I’m going to go into a lot of detail but here are the two takeaways:
The “one-shot” software process does not work - it succeeds in reading and writing from/to the chip but the boot block is not modified.
In my case using an external power source (other than the Pi) caused unstable reads and actually corrupted my chip even though I never attempted a write. Stick with the Pi for the 3.3V source.
I have a z820 v1 and have been trying to upgrade the boot block. I wanted to share a couple of things from my experience.
First I tried to perform the “one-shot software method” described above. I can confirm that it did not work for me. I moved both of the jumpers as described in the guide and while this did enable me to use the tool in the guide to successfully read the flash and then write it (after modifying it to add the 2013 boot block) the boot block remained unchanged afterwards.
I then tried to do the hardware version of the flash using the chip clamp, Raspberry Pi, etc. Based on suggestions in the guide I first tried to use an ATX power supply’s 3.3V rails to supply 3.3V power because the guide seems to imply that this will give a greater chance for sufficient power than the Pi’s 3.3V power rail.
I verified that I was getting 3.3V from the ATX power supply leads with a multimeter and then connected everything up. I was able to read and save the chip contents to a file but I kept getting different checksums in spite of repeatedly adjusting and reattaching the clamp.
Finally I decided to remove the ATX power supply from the equation and use the Pi’s 3.3V pin. Immediately I started getting consistent flash reads, with four reads in a row giving an identical checksum. However while the saved files were consistent there was something very wrong with them. I eventually learned that the chip contained only continuous 0’s for the first 100-200 bytes and all data after that was contiguous 1’s.

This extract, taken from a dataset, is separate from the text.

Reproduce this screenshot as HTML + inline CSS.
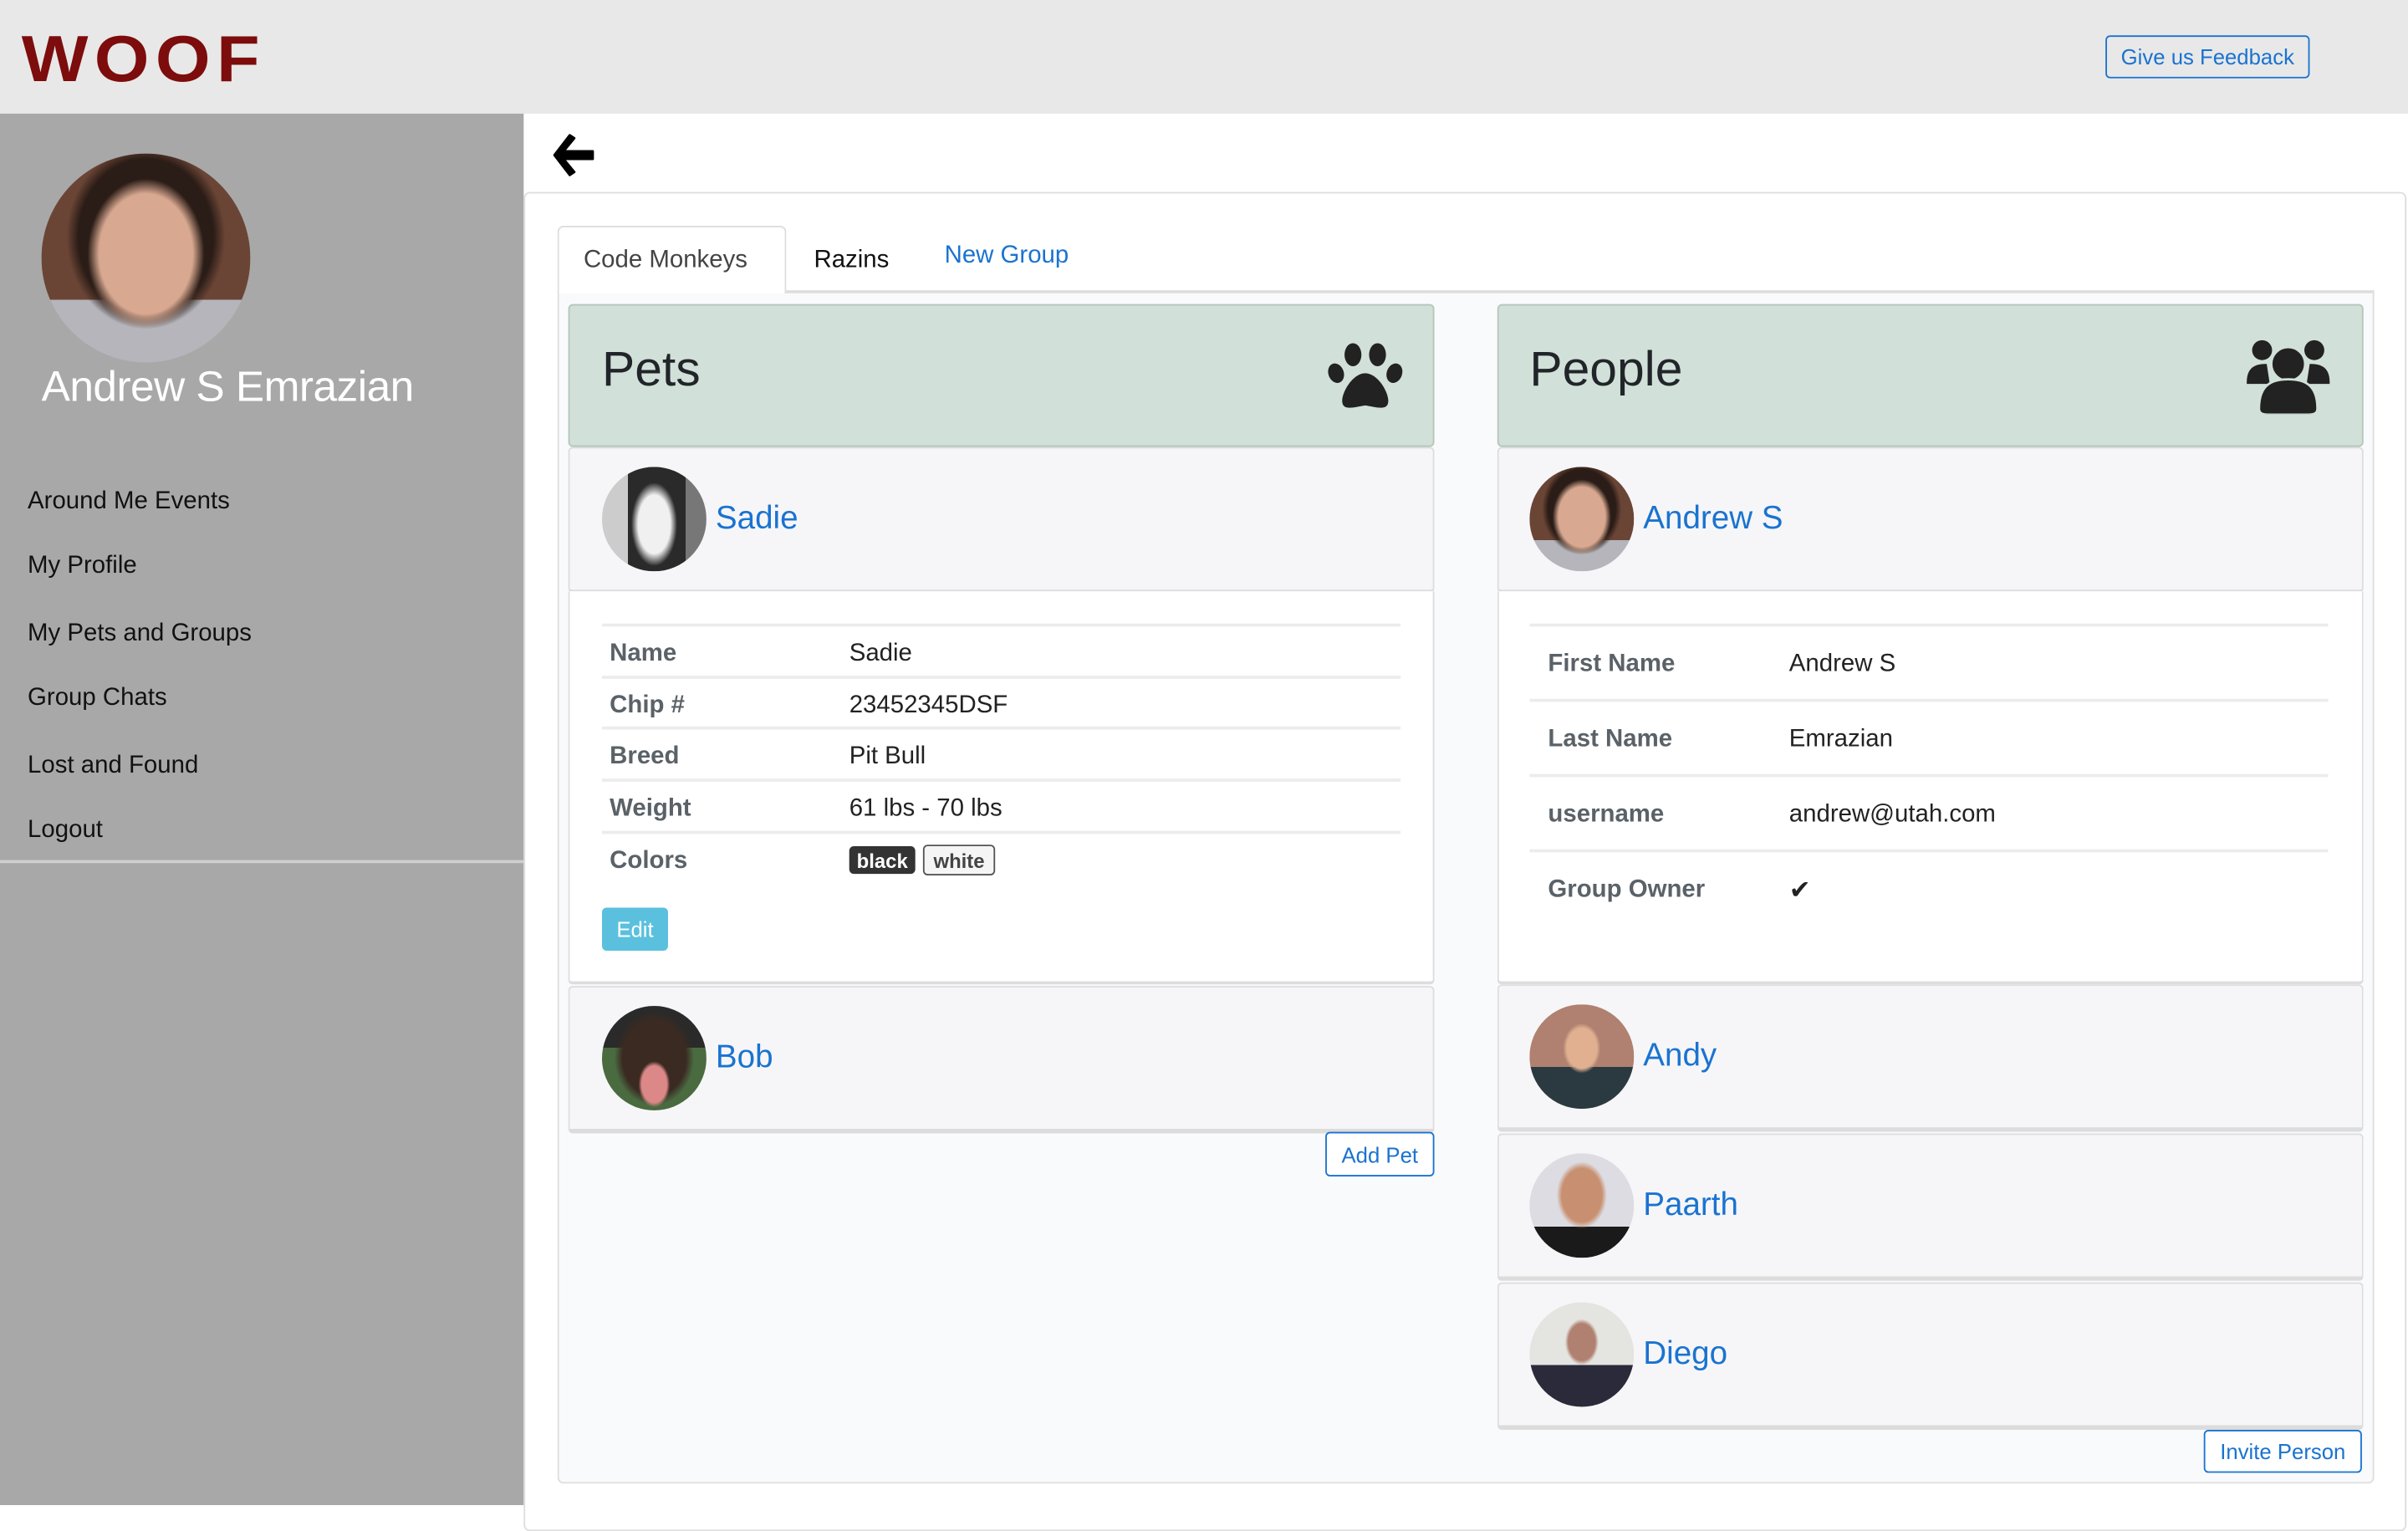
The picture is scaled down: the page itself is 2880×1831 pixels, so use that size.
<!DOCTYPE html>
<html><head><meta charset="utf-8">
<style>
html,body{margin:0;padding:0;width:2880px;height:1800px;overflow:hidden;background:#fff}
#w{position:absolute;left:0;top:0;width:1568px;height:980px;transform:scale(1.836735);transform-origin:0 0;font-family:"Liberation Sans",sans-serif;color:#212529}
.a{position:absolute}
.hdr{left:0;top:0;width:1568px;height:74px;background:#e8e8e8}
.logo{left:14px;top:11px;font-size:46px;color:#7d0c0c;letter-spacing:4px;font-weight:bold;transform:scaleY(0.92)}
.fb{left:1371px;top:23px;width:131px;height:26px;border:1px solid #1a73d0;border-radius:3px;color:#1a73d0;font-size:14px;line-height:27px;text-align:center}
.side{left:0;top:74px;width:341px;height:906px;background:#a8a8a8}
.menu{left:18px;font-size:16px;color:#111;margin-top:2px}
.av{border-radius:50%;overflow:hidden}
.blue{color:#1a73d0}
.box{border:1px solid #dcdcdc;border-radius:4px}
.ph{background:#d1e0d8;border:1px solid #b5c6bc;border-radius:3px}
.item{background:#f6f6f8;border:1px solid #ddd;border-bottom:3px solid #dcdcdc;border-radius:3px}
.lbl{font-size:16px;font-weight:bold;color:#5a6268;margin-top:2px}
.val{font-size:16px;color:#222;margin-top:2px}
.hl{height:2px;background:#ececec}
.nm{font-size:21px;color:#1a73d0;margin-top:2px}
</style></head><body><div id="w">
<div class="a hdr"></div>
<div class="a logo">WOOF</div>
<div class="a fb">Give us Feedback</div>

<div class="a side"></div>
<div class="a av" style="left:27px;top:100px;width:136px;height:136px;background:radial-gradient(ellipse 28% 36% at 50% 48%,#d8a890 0 80%,transparent 100%),radial-gradient(ellipse 38% 44% at 50% 40%,#2a1c16 0 85%,transparent 100%),linear-gradient(#6a4536 0 70%,#b5b5bb 70%)"></div>
<div class="a" style="left:27px;top:236px;font-size:28px;color:#fff;letter-spacing:-0.3px">Andrew S Emrazian</div>
<div class="a menu" style="top:316px">Around Me Events</div>
<div class="a menu" style="top:358px">My Profile</div>
<div class="a menu" style="top:402px">My Pets and Groups</div>
<div class="a menu" style="top:444px">Group Chats</div>
<div class="a menu" style="top:488px">Lost and Found</div>
<div class="a menu" style="top:530px">Logout</div>
<div class="a" style="left:0;top:560px;width:341px;height:2px;background:#cfcfcf"></div>

<svg class="a" style="left:358px;top:86px" width="30" height="30" viewBox="0 0 30 30"><path d="M13 2 L3 15 L13 28 L16 26 L9 17.5 L28 17.5 L28 12.5 L9 12.5 L16 4 Z" fill="#000" stroke="#000" stroke-width="1.5" stroke-linejoin="round"/></svg>

<div class="a box" style="left:341px;top:125px;width:1224px;height:870px;border-color:#ddd"></div>
<div class="a" style="left:363px;top:189px;width:1183px;height:2px;background:#ddd"></div>
<div class="a" style="left:363px;top:147px;width:147px;height:44px;border:1px solid #ddd;border-bottom:none;border-radius:4px 4px 0 0;background:#fff"></div>
<div class="a" style="left:380px;top:161px;font-size:16px;color:#444">Code Monkeys</div>
<div class="a" style="left:530px;top:161px;font-size:16px;color:#111">Razins</div>
<div class="a blue" style="left:615px;top:158px;font-size:16px">New Group</div>
<div class="a" style="left:363px;top:191px;width:1181px;height:774px;border:1px solid #ddd;border-top:none;border-radius:0 0 4px 4px;background:#f9fafb"></div>

<!-- Pets -->
<div class="a ph" style="left:370px;top:198px;width:562px;height:91px"></div>
<div class="a" style="left:392px;top:222px;font-size:32px;color:#212529">Pets</div>
<svg class="a" style="left:864px;top:222px" width="50" height="46" viewBox="0 0 50 46"><ellipse cx="17" cy="9" rx="5.5" ry="7.5" fill="#222"/><ellipse cx="33" cy="9" rx="5.5" ry="7.5" fill="#222"/><ellipse cx="6" cy="21" rx="5" ry="6.5" transform="rotate(-20 6 21)" fill="#222"/><ellipse cx="44" cy="21" rx="5" ry="6.5" transform="rotate(20 44 21)" fill="#222"/><path d="M25 21 C17 21 10 33 10 39 C10 46 18 43 25 42 C32 43 40 46 40 39 C40 33 33 21 25 21Z" fill="#222"/></svg>

<div class="a item" style="left:370px;top:291px;width:562px;height:92px;border-bottom:2px solid #ddd"></div>
<div class="a av" style="left:392px;top:304px;width:68px;height:68px;background:radial-gradient(ellipse 22% 40% at 50% 55%,#f0f0f0 0 70%,transparent 100%),linear-gradient(90deg,#ccc 0 25%,#2a2a2a 25% 80%,#777 80%)"></div>
<div class="a nm" style="left:466px;top:324px">Sadie</div>
<div class="a" style="left:370px;top:385px;width:562px;height:254px;background:#fff;border:1px solid #ddd;border-top:none;border-bottom:2px solid #ddd;border-radius:0 0 3px 3px"></div>
<div class="a hl" style="left:392px;top:406px;width:520px"></div>
<div class="a hl" style="left:392px;top:440px;width:520px"></div>
<div class="a hl" style="left:392px;top:473px;width:520px"></div>
<div class="a hl" style="left:392px;top:507px;width:520px"></div>
<div class="a hl" style="left:392px;top:541px;width:520px"></div>
<div class="a lbl" style="left:397px;top:415px">Name</div><div class="a val" style="left:553px;top:415px">Sadie</div>
<div class="a lbl" style="left:397px;top:449px">Chip #</div><div class="a val" style="left:553px;top:449px">23452345DSF</div>
<div class="a lbl" style="left:397px;top:482px">Breed</div><div class="a val" style="left:553px;top:482px">Pit Bull</div>
<div class="a lbl" style="left:397px;top:516px">Weight</div><div class="a val" style="left:553px;top:516px">61 lbs - 70 lbs</div>
<div class="a lbl" style="left:397px;top:550px">Colors</div>
<div class="a" style="left:553px;top:551px;width:43px;height:18px;background:#333;border-radius:3px;color:#fff;font-size:13px;font-weight:bold;text-align:center;line-height:19px">black</div>
<div class="a" style="left:601px;top:550px;width:45px;height:18px;background:#f5f5f5;border:1px solid #555;border-radius:3px;color:#444;font-size:13px;font-weight:bold;text-align:center;line-height:19px">white</div>
<div class="a" style="left:392px;top:591px;width:43px;height:28px;background:#5bc0de;border-radius:3px;color:#fff;font-size:14px;text-align:center;line-height:28px">Edit</div>

<div class="a item" style="left:370px;top:642px;width:562px;height:92px"></div>
<div class="a av" style="left:392px;top:655px;width:68px;height:68px;background:radial-gradient(ellipse 15% 22% at 50% 75%,#d88 0 80%,transparent 100%),radial-gradient(ellipse 38% 45% at 50% 50%,#3a2a22 0 80%,transparent 100%),linear-gradient(#2a2a2a 0 40%,#4a6a40 40%)"></div>
<div class="a nm" style="left:466px;top:675px">Bob</div>
<div class="a" style="left:863px;top:737px;width:69px;height:27px;border:1px solid #1a73d0;border-radius:3px;color:#1a73d0;font-size:14px;text-align:center;line-height:28px;background:#fff">Add Pet</div>

<!-- People -->
<div class="a ph" style="left:975px;top:198px;width:562px;height:91px"></div>
<div class="a" style="left:996px;top:222px;font-size:32px;color:#212529">People</div>
<svg class="a" style="left:1462px;top:218px" width="56" height="52" viewBox="0 0 56 52"><circle cx="11" cy="10" r="6.5" fill="#222"/><circle cx="45" cy="10" r="6.5" fill="#222"/><path d="M1 31 C1 20 8 19 14 19 L16 32 L1 32Z" fill="#222"/><path d="M55 31 C55 20 48 19 42 19 L40 32 L55 32Z" fill="#222"/><circle cx="28" cy="19" r="11" fill="#222" stroke="#d1e0d8" stroke-width="1.5"/><path d="M9 48 C9 32 18 29 28 29 C38 29 47 32 47 48 C47 51 45 52 41 52 L15 52 C11 52 9 51 9 48Z" fill="#222" stroke="#d1e0d8" stroke-width="1.5"/></svg>

<div class="a item" style="left:975px;top:291px;width:562px;height:92px;border-bottom:2px solid #ddd"></div>
<div class="a av" style="left:996px;top:304px;width:68px;height:68px;background:radial-gradient(ellipse 28% 36% at 50% 48%,#d8a890 0 80%,transparent 100%),radial-gradient(ellipse 38% 44% at 50% 40%,#2a1c16 0 85%,transparent 100%),linear-gradient(#6a4536 0 70%,#b5b5bb 70%)"></div>
<div class="a nm" style="left:1070px;top:324px">Andrew S</div>
<div class="a" style="left:975px;top:385px;width:562px;height:254px;background:#fff;border:1px solid #ddd;border-top:none;border-bottom:2px solid #ddd;border-radius:0 0 3px 3px"></div>
<div class="a hl" style="left:996px;top:406px;width:520px"></div>
<div class="a hl" style="left:996px;top:455px;width:520px"></div>
<div class="a hl" style="left:996px;top:504px;width:520px"></div>
<div class="a hl" style="left:996px;top:553px;width:520px"></div>
<div class="a lbl" style="left:1008px;top:422px">First Name</div><div class="a val" style="left:1165px;top:422px">Andrew S</div>
<div class="a lbl" style="left:1008px;top:471px">Last Name</div><div class="a val" style="left:1165px;top:471px">Emrazian</div>
<div class="a lbl" style="left:1008px;top:520px">username</div><div class="a val" style="left:1165px;top:520px">andrew@utah.com</div>
<div class="a lbl" style="left:1008px;top:569px">Group Owner</div><div class="a val" style="left:1165px;top:568px;font-size:17px">&#10004;</div>

<div class="a item" style="left:975px;top:641px;width:562px;height:92px"></div>
<div class="a av" style="left:996px;top:654px;width:68px;height:68px;background:radial-gradient(ellipse 18% 24% at 50% 42%,#e0b090 0 80%,transparent 100%),linear-gradient(#b08070 0 60%,#2a3a40 60%)"></div>
<div class="a nm" style="left:1070px;top:674px">Andy</div>
<div class="a item" style="left:975px;top:738px;width:562px;height:92px"></div>
<div class="a av" style="left:996px;top:751px;width:68px;height:68px;background:radial-gradient(ellipse 24% 32% at 50% 40%,#c89070 0 80%,transparent 100%),linear-gradient(#dcdce2 0 70%,#1a1a1a 70%)"></div>
<div class="a nm" style="left:1070px;top:771px">Paarth</div>
<div class="a item" style="left:975px;top:835px;width:562px;height:92px"></div>
<div class="a av" style="left:996px;top:848px;width:68px;height:68px;background:radial-gradient(ellipse 16% 22% at 50% 38%,#b08070 0 80%,transparent 100%),linear-gradient(#e4e4e0 0 60%,#2a2a3a 60%)"></div>
<div class="a nm" style="left:1070px;top:868px">Diego</div>
<div class="a" style="left:1435px;top:931px;width:101px;height:26px;border:1px solid #1a73d0;border-radius:3px;color:#1a73d0;font-size:14px;text-align:center;line-height:27px;background:#fff">Invite Person</div>
</div></body></html>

In spite of the fact that I never attempted to write to the flash, something in my process of using the ATX power supply and reading the chip corrupted it. I confirmed this by putting the machine back together and turning it on. It repeatedly turned the fans on for a brief moment before shutting them off until I pulled power. At that point the power button LED flashed red and the machine started beeping four times (even though power was disconnected). The machine was definitely bricked.
Fortunately I had the file that I read and modified from the “one-shot” process. Since I was now getting consistent reads (albeit of a corrupted chip) I wrote the modified file, re-read it and verified that the chip’s checksum now matched the modified file. I put everything back together, powered the system up and it POST’ed successfully and shows the 2013 boot block.
Based on this I strongly recommend avoiding an external 3.3V source. Even if you have to go to the trouble of removing cards, disconnecting drives and power connectors, etc. the Pi as the power source seems to be the best chance for success.
Good to hear you were able to figure everything out. I’m removing the recommendation to use ATX 3.3v from the guide since the Pi’s supply has proved sufficient in several cases, and adding clear warnings about the software flashing method.
However, one question, when you used the ATX 3.3v supply, were the grounds (Pi/motherboard/ATX supply) connected together as well?
As to the checksums, there is behaviour where they change on every boot due to variables stored in the BIOS getting updated (iirc it was boot count and some ME stuff). So if you dump the BIOS and reboot the checksum will change.